Choosing the appropriate lender is another strategy to expedite the process. Online lenders are known for their speed, often providing decisions and funding faster than traditional banks. Traditional banks may offer lower interest rates and longer repayment terms, which can be advantageous if speed is not the primary concern. Maintaining clear and prompt communication with the lender is important. Responding quickly to requests for additional information or clarification prevents unnecessary delays and keeps the application moving forward efficiently.
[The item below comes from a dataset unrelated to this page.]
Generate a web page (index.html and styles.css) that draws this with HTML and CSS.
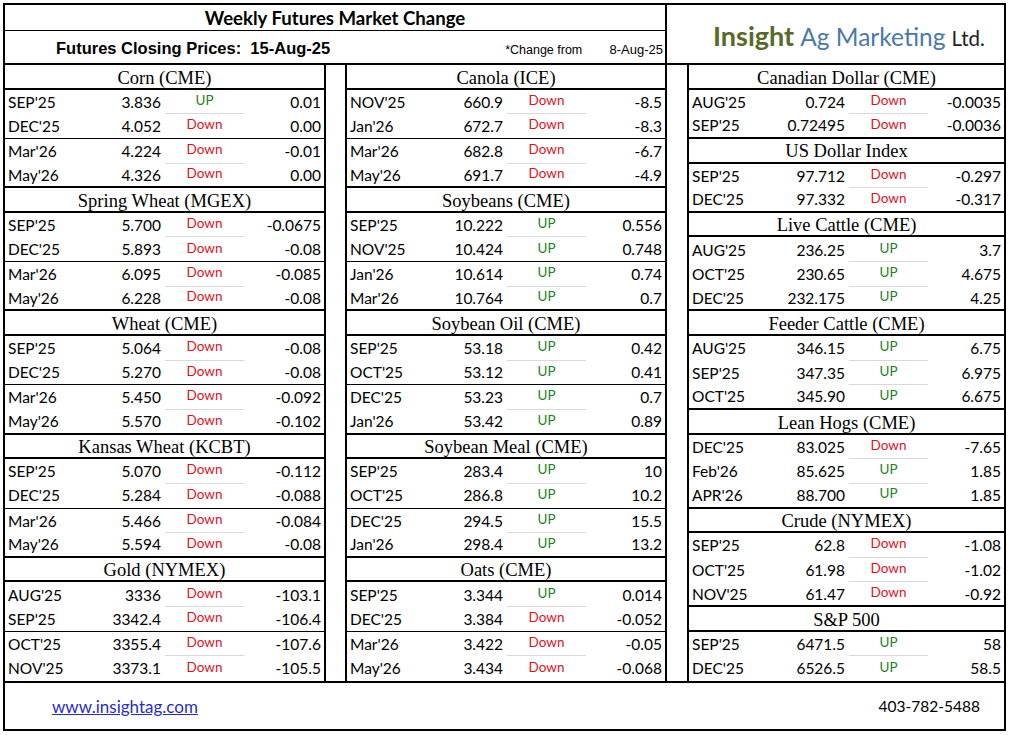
FILE: index.html
```html
<!DOCTYPE html>
<html lang="en">
<head>
<meta charset="utf-8">
<title>Weekly Futures Market Change</title>
<link rel="stylesheet" href="styles.css">
</head>
<body>
<div class="sheet">
  <header class="top">
    <div class="top-left">
      <div class="title">Weekly Futures Market Change</div>
      <div class="subtitle">
        <span class="closing">Futures Closing Prices:&nbsp;&nbsp;15-Aug-25</span>
        <span class="from">*Change from</span>
        <span class="fromdate">8-Aug-25</span>
      </div>
    </div>
    <div class="logo"><span class="ins">Insight</span> <span class="ag">Ag Marketing</span> <span class="ltd">Ltd.</span></div>
  </header>

  <main class="data">
    <section class="col col1">
      <div class="hd">Corn (CME)</div>
      <div class="row sep"><span class="m">SEP'25</span><span class="p">3.836</span><span class="s up">UP</span><span class="c">0.01</span></div>
      <div class="row mid"><span class="m">DEC'25</span><span class="p">4.052</span><span class="s dn">Down</span><span class="c">0.00</span></div>
      <div class="row sep"><span class="m">Mar'26</span><span class="p">4.224</span><span class="s dn">Down</span><span class="c">-0.01</span></div>
      <div class="row end"><span class="m">May'26</span><span class="p">4.326</span><span class="s dn">Down</span><span class="c">0.00</span></div>
      <div class="hd">Spring Wheat (MGEX)</div>
      <div class="row sep"><span class="m">SEP'25</span><span class="p">5.700</span><span class="s dn">Down</span><span class="c">-0.0675</span></div>
      <div class="row mid"><span class="m">DEC'25</span><span class="p">5.893</span><span class="s dn">Down</span><span class="c">-0.08</span></div>
      <div class="row sep"><span class="m">Mar'26</span><span class="p">6.095</span><span class="s dn">Down</span><span class="c">-0.085</span></div>
      <div class="row end"><span class="m">May'26</span><span class="p">6.228</span><span class="s dn">Down</span><span class="c">-0.08</span></div>
      <div class="hd">Wheat (CME)</div>
      <div class="row sep"><span class="m">SEP'25</span><span class="p">5.064</span><span class="s dn">Down</span><span class="c">-0.08</span></div>
      <div class="row mid"><span class="m">DEC'25</span><span class="p">5.270</span><span class="s dn">Down</span><span class="c">-0.08</span></div>
      <div class="row sep"><span class="m">Mar'26</span><span class="p">5.450</span><span class="s dn">Down</span><span class="c">-0.092</span></div>
      <div class="row end"><span class="m">May'26</span><span class="p">5.570</span><span class="s dn">Down</span><span class="c">-0.102</span></div>
      <div class="hd">Kansas Wheat (KCBT)</div>
      <div class="row sep"><span class="m">SEP'25</span><span class="p">5.070</span><span class="s dn">Down</span><span class="c">-0.112</span></div>
      <div class="row mid"><span class="m">DEC'25</span><span class="p">5.284</span><span class="s dn">Down</span><span class="c">-0.088</span></div>
      <div class="row sep"><span class="m">Mar'26</span><span class="p">5.466</span><span class="s dn">Down</span><span class="c">-0.084</span></div>
      <div class="row end"><span class="m">May'26</span><span class="p">5.594</span><span class="s dn">Down</span><span class="c">-0.08</span></div>
      <div class="hd">Gold (NYMEX)</div>
      <div class="row sep"><span class="m">AUG'25</span><span class="p">3336</span><span class="s dn">Down</span><span class="c">-103.1</span></div>
      <div class="row mid"><span class="m">SEP'25</span><span class="p">3342.4</span><span class="s dn">Down</span><span class="c">-106.4</span></div>
      <div class="row sep"><span class="m">OCT'25</span><span class="p">3355.4</span><span class="s dn">Down</span><span class="c">-107.6</span></div>
      <div class="row"><span class="m">NOV'25</span><span class="p">3373.1</span><span class="s dn">Down</span><span class="c">-105.5</span></div>
    </section>

    <div class="gap"></div>

    <section class="col col2">
      <div class="hd">Canola (ICE)</div>
      <div class="row sep"><span class="m">NOV'25</span><span class="p">660.9</span><span class="s dn">Down</span><span class="c">-8.5</span></div>
      <div class="row mid"><span class="m">Jan'26</span><span class="p">672.7</span><span class="s dn">Down</span><span class="c">-8.3</span></div>
      <div class="row sep"><span class="m">Mar'26</span><span class="p">682.8</span><span class="s dn">Down</span><span class="c">-6.7</span></div>
      <div class="row end"><span class="m">May'26</span><span class="p">691.7</span><span class="s dn">Down</span><span class="c">-4.9</span></div>
      <div class="hd">Soybeans (CME)</div>
      <div class="row sep"><span class="m">SEP'25</span><span class="p">10.222</span><span class="s up">UP</span><span class="c">0.556</span></div>
      <div class="row mid"><span class="m">NOV'25</span><span class="p">10.424</span><span class="s up">UP</span><span class="c">0.748</span></div>
      <div class="row sep"><span class="m">Jan'26</span><span class="p">10.614</span><span class="s up">UP</span><span class="c">0.74</span></div>
      <div class="row end"><span class="m">Mar'26</span><span class="p">10.764</span><span class="s up">UP</span><span class="c">0.7</span></div>
      <div class="hd">Soybean Oil (CME)</div>
      <div class="row sep"><span class="m">SEP'25</span><span class="p">53.18</span><span class="s up">UP</span><span class="c">0.42</span></div>
      <div class="row mid"><span class="m">OCT'25</span><span class="p">53.12</span><span class="s up">UP</span><span class="c">0.41</span></div>
      <div class="row sep"><span class="m">DEC'25</span><span class="p">53.23</span><span class="s up">UP</span><span class="c">0.7</span></div>
      <div class="row end"><span class="m">Jan'26</span><span class="p">53.42</span><span class="s up">UP</span><span class="c">0.89</span></div>
      <div class="hd">Soybean Meal (CME)</div>
      <div class="row sep"><span class="m">SEP'25</span><span class="p">283.4</span><span class="s up">UP</span><span class="c">10</span></div>
      <div class="row mid"><span class="m">OCT'25</span><span class="p">286.8</span><span class="s up">UP</span><span class="c">10.2</span></div>
      <div class="row sep"><span class="m">DEC'25</span><span class="p">294.5</span><span class="s up">UP</span><span class="c">15.5</span></div>
      <div class="row end"><span class="m">Jan'26</span><span class="p">298.4</span><span class="s up">UP</span><span class="c">13.2</span></div>
      <div class="hd">Oats (CME)</div>
      <div class="row sep"><span class="m">SEP'25</span><span class="p">3.344</span><span class="s up">UP</span><span class="c">0.014</span></div>
      <div class="row mid"><span class="m">DEC'25</span><span class="p">3.384</span><span class="s dn">Down</span><span class="c">-0.052</span></div>
      <div class="row sep"><span class="m">Mar'26</span><span class="p">3.422</span><span class="s dn">Down</span><span class="c">-0.05</span></div>
      <div class="row"><span class="m">May'26</span><span class="p">3.434</span><span class="s dn">Down</span><span class="c">-0.068</span></div>
    </section>

    <div class="gap"></div>

    <section class="col col3">
      <div class="hd">Canadian Dollar (CME)</div>
      <div class="row sep"><span class="m">AUG'25</span><span class="p">0.724</span><span class="s dn">Down</span><span class="c">-0.0035</span></div>
      <div class="row end"><span class="m">SEP'25</span><span class="p">0.72495</span><span class="s dn">Down</span><span class="c">-0.0036</span></div>
      <div class="hd">US Dollar Index</div>
      <div class="row sep"><span class="m">SEP'25</span><span class="p">97.712</span><span class="s dn">Down</span><span class="c">-0.297</span></div>
      <div class="row end"><span class="m">DEC'25</span><span class="p">97.332</span><span class="s dn">Down</span><span class="c">-0.317</span></div>
      <div class="hd">Live Cattle (CME)</div>
      <div class="row sep"><span class="m">AUG'25</span><span class="p">236.25</span><span class="s up">UP</span><span class="c">3.7</span></div>
      <div class="row sep"><span class="m">OCT'25</span><span class="p">230.65</span><span class="s up">UP</span><span class="c">4.675</span></div>
      <div class="row end"><span class="m">DEC'25</span><span class="p">232.175</span><span class="s up">UP</span><span class="c">4.25</span></div>
      <div class="hd">Feeder Cattle (CME)</div>
      <div class="row sep"><span class="m">AUG'25</span><span class="p">346.15</span><span class="s up">UP</span><span class="c">6.75</span></div>
      <div class="row sep"><span class="m">SEP'25</span><span class="p">347.35</span><span class="s up">UP</span><span class="c">6.975</span></div>
      <div class="row end"><span class="m">OCT'25</span><span class="p">345.90</span><span class="s up">UP</span><span class="c">6.675</span></div>
      <div class="hd">Lean Hogs (CME)</div>
      <div class="row sep"><span class="m">DEC'25</span><span class="p">83.025</span><span class="s dn">Down</span><span class="c">-7.65</span></div>
      <div class="row sep"><span class="m">Feb'26</span><span class="p">85.625</span><span class="s up">UP</span><span class="c">1.85</span></div>
      <div class="row end"><span class="m">APR'26</span><span class="p">88.700</span><span class="s up">UP</span><span class="c">1.85</span></div>
      <div class="hd">Crude (NYMEX)</div>
      <div class="row sep"><span class="m">SEP'25</span><span class="p">62.8</span><span class="s dn">Down</span><span class="c">-1.08</span></div>
      <div class="row sep"><span class="m">OCT'25</span><span class="p">61.98</span><span class="s dn">Down</span><span class="c">-1.02</span></div>
      <div class="row end"><span class="m">NOV'25</span><span class="p">61.47</span><span class="s dn">Down</span><span class="c">-0.92</span></div>
      <div class="hd">S&amp;P 500</div>
      <div class="row sep"><span class="m">SEP'25</span><span class="p">6471.5</span><span class="s up">UP</span><span class="c">58</span></div>
      <div class="row"><span class="m">DEC'25</span><span class="p">6526.5</span><span class="s up">UP</span><span class="c">58.5</span></div>
    </section>
  </main>

  <footer class="foot">
    <a class="site" href="#">www.insightag.com</a>
    <span class="phone">403-782-5488</span>
  </footer>
</div>
</body>
</html>
```

FILE: styles.css
```css
* { box-sizing: border-box; }

body {
  margin: 0;
  background: #fff;
}

.sheet {
  margin: 3px 0 0 3px;
  width: 1003px;
  height: 728px;
  border: 2px solid #000;
  display: flex;
  flex-direction: column;
  font-family: Lato, "Liberation Sans", sans-serif;
  color: #000;
}

/* ---------- header ---------- */
.top {
  display: flex;
  flex: none;
  height: 60px;
  border-bottom: 2px solid #000;
}

.top-left {
  width: 662px;
  border-right: 2px solid #000;
  display: flex;
  flex-direction: column;
}

.title {
  height: 26px;
  border-bottom: 1px solid #000;
  display: flex;
  align-items: center;
  justify-content: center;
  font-weight: 700;
  font-size: 18.6px;
  line-height: 1;
  padding-top: 1px;
}

.subtitle {
  flex: 1;
  display: flex;
  align-items: baseline;
  padding: 8px 0 0 51px;
  font-family: "Liberation Sans", Arial, sans-serif;
}

.closing {
  font-weight: 700;
  font-size: 16.5px;
  white-space: pre;
}

.from {
  font-size: 12.5px;
  margin-left: 175px;
}

.fromdate {
  font-size: 13px;
  margin-left: auto;
  padding-right: 2px;
}

.logo {
  flex: 1;
  padding: 16px 0 0 46px;
  line-height: 30px;
  white-space: nowrap;
}

.logo .ins {
  font-weight: 700;
  font-size: 27px;
  color: #586a28;
}

.logo .ag {
  margin-left: 2px;
  font-size: 24.5px;
  color: #4a78ad;
}

.logo .ltd {
  margin-left: 2px;
  font-size: 20.5px;
  color: #222;
}

/* ---------- data grid ---------- */
.data {
  flex: none;
  height: 618px;
  border-bottom: 2px solid #000;
  display: grid;
  grid-template-columns: 321px 19px 322px 20px 317px;
  overflow: hidden;
}

.col {
  display: grid;
  grid-template-rows: repeat(25, minmax(0, 1fr));
  min-height: 0;
}

.col1 { border-right: 2px solid #000; }
.col2 { border-left: 2px solid #000; border-right: 2px solid #000; }
.col3 { border-left: 2px solid #000; }

.hd {
  display: flex;
  align-items: center;
  justify-content: center;
  font-family: "Liberation Serif", "Times New Roman", serif;
  font-size: 18.5px;
  line-height: 1;
  border-bottom: 2px solid #000;
  padding-top: 3px;
}

.row {
  display: grid;
  grid-template-columns: 82px 78px 79px 1fr;
  align-items: stretch;
  font-size: 15.5px;
  line-height: 1;
}

.row.mid { border-bottom: 1px solid #000; }
.row.end { border-bottom: 2px solid #000; }

.m, .p, .c {
  display: flex;
  align-items: center;
  padding-top: 1px;
}

.m { padding-left: 3px; }
.p { justify-content: flex-end; padding-right: 4px; }
.c { justify-content: flex-end; padding-right: 3px; }

.s {
  display: flex;
  align-items: center;
  justify-content: center;
  font-size: 13.5px;
  padding-bottom: 2px;
}

.row.sep .s { border-bottom: 1px solid #d9d9d9; }

.up { color: #1d821d; }
.dn { color: #e3101c; }

/* ---------- footer ---------- */
.foot {
  flex: 1;
  display: flex;
  align-items: center;
  font-size: 15.5px;
}

.site {
  margin-left: 47px;
  color: #2a2ad0;
  text-decoration: underline;
  font-size: 17px;
}

.phone {
  margin-left: auto;
  margin-right: 24px;
}
```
Post-Approval Steps and Funding

After a small business loan receives approval, the process transitions to the final stages before funds are disbursed. The first step involves reviewing and signing the loan agreement and other necessary closing documents. This agreement details the specific terms and conditions of the loan, including interest rate, repayment schedule, and any covenants or conditions the borrower must adhere to. Business owners should carefully review these documents and ask for clarification on any unclear terms before signing.

Some loans have conditions that must be met before full disbursement. These might include providing updated insurance certificates, registering collateral, or setting up specific bank accounts for loan payments. For example, if the loan is secured by real estate, a property valuation, title work, and environmental search may be required. Promptly satisfying these requirements prevents funding delays.

Once all documents are signed and conditions met, the loan funds are disbursed to the business. The method and timing of disbursement vary by lender and loan type. Many online lenders can transfer funds as quickly as the same day or within 24 to 72 hours after signing. For traditional bank loans and SBA loans, the funding process after signing may take a few days to up to two weeks, depending on the lender’s internal procedures and transaction complexity. Funds are commonly transferred via ACH direct deposit or wire transfer. Sometimes, a cashier’s check may be issued to a vendor for specific purchases.